** Set task **
Check each line of the material below for "styles", then copy the ones that contain it.

(Rows from a dataset of pages and code)
=======

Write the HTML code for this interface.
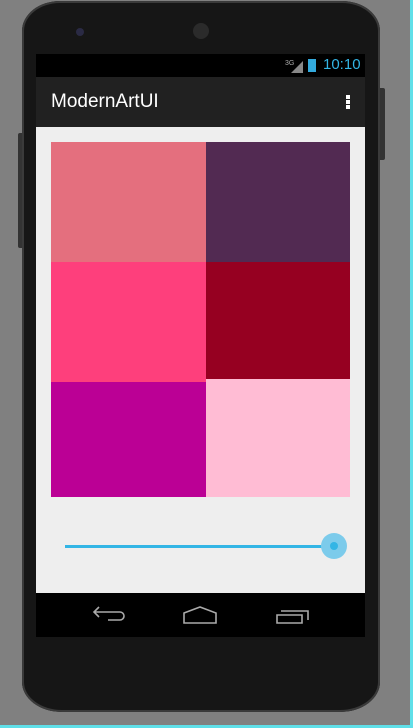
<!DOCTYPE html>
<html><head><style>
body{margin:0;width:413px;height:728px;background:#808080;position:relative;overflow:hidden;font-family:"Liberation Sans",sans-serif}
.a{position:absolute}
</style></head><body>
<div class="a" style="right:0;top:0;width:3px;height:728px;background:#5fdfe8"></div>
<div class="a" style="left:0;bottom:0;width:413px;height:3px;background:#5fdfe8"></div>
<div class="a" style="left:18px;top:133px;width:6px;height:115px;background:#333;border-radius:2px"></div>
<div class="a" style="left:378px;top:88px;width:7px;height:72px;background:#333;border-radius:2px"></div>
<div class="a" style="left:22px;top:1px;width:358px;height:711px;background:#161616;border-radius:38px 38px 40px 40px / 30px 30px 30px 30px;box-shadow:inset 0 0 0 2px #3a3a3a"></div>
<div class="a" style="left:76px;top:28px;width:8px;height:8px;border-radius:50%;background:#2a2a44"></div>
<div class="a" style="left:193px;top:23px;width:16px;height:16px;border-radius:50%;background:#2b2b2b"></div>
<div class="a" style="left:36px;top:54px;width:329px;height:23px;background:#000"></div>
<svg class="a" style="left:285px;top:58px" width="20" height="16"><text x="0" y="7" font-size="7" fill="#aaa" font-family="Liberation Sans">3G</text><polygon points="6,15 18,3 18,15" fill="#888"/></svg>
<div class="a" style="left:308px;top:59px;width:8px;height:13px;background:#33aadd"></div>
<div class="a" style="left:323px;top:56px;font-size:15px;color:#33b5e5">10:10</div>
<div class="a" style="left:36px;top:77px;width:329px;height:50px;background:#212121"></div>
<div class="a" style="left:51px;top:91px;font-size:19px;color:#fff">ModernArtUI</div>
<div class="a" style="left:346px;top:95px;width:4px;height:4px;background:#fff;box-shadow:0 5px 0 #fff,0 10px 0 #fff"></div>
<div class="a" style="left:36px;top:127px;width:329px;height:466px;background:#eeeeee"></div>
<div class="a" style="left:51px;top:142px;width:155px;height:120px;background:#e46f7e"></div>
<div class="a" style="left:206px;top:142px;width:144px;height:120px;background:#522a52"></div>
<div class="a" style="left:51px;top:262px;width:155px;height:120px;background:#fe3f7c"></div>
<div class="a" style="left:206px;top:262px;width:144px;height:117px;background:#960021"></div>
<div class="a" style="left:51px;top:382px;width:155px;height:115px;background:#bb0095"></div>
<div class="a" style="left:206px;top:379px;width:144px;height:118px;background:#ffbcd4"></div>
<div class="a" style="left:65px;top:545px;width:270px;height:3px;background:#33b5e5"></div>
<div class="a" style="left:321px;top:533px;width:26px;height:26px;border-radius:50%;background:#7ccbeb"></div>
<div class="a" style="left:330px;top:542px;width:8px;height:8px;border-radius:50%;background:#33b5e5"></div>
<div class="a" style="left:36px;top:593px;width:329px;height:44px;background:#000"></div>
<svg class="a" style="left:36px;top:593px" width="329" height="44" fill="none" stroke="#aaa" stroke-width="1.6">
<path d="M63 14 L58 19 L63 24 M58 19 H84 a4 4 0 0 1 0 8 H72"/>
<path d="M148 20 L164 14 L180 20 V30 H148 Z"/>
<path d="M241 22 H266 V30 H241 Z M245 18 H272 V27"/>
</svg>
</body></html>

=======

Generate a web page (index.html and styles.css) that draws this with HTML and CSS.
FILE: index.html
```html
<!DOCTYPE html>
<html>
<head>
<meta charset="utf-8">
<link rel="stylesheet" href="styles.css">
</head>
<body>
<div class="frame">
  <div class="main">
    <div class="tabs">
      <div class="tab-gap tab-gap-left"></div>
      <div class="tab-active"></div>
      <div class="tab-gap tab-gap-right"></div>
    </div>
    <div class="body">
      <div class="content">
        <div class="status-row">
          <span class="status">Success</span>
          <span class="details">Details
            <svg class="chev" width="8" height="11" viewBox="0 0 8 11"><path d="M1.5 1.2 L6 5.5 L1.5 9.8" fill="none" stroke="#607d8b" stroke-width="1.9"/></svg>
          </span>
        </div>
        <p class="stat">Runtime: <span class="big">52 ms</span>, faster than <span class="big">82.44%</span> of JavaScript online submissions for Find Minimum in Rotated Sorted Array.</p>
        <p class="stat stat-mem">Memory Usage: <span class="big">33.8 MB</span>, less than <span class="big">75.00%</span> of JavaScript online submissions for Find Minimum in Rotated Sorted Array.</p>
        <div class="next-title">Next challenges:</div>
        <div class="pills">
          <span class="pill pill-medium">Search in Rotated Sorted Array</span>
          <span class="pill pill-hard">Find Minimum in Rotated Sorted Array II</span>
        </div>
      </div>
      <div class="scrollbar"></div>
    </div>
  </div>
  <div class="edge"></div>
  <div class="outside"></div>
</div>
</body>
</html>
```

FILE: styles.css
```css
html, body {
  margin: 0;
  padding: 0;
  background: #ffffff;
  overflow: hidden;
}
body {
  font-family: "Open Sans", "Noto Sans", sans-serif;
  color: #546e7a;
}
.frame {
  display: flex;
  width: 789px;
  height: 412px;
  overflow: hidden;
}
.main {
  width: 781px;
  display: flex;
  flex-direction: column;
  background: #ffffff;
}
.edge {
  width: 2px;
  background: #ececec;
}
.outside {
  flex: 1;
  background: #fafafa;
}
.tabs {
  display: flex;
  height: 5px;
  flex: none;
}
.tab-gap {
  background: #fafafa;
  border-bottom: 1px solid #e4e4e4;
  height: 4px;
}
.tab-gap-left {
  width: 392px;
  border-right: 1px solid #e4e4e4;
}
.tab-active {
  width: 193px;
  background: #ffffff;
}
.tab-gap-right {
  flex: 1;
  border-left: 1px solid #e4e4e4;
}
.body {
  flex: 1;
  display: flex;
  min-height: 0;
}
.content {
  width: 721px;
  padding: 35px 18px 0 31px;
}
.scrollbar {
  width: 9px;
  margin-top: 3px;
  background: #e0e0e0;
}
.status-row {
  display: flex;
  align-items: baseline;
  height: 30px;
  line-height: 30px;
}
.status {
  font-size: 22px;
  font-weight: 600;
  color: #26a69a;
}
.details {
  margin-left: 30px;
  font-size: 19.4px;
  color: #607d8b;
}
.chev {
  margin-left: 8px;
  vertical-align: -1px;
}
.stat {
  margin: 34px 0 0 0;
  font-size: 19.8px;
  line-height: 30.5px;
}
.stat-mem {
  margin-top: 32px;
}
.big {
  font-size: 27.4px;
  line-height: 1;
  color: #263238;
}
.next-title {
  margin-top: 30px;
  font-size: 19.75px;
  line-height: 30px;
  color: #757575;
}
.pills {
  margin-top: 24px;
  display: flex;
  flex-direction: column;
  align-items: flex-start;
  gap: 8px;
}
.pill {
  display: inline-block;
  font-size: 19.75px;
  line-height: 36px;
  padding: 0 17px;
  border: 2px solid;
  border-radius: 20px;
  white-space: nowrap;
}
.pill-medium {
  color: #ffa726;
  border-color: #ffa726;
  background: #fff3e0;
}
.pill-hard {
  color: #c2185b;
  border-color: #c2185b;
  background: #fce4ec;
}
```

=======

** The output **
Generate a web page (index.html and styles.css) that draws this with HTML and CSS.
<link rel="stylesheet" href="styles.css">
FILE: styles.css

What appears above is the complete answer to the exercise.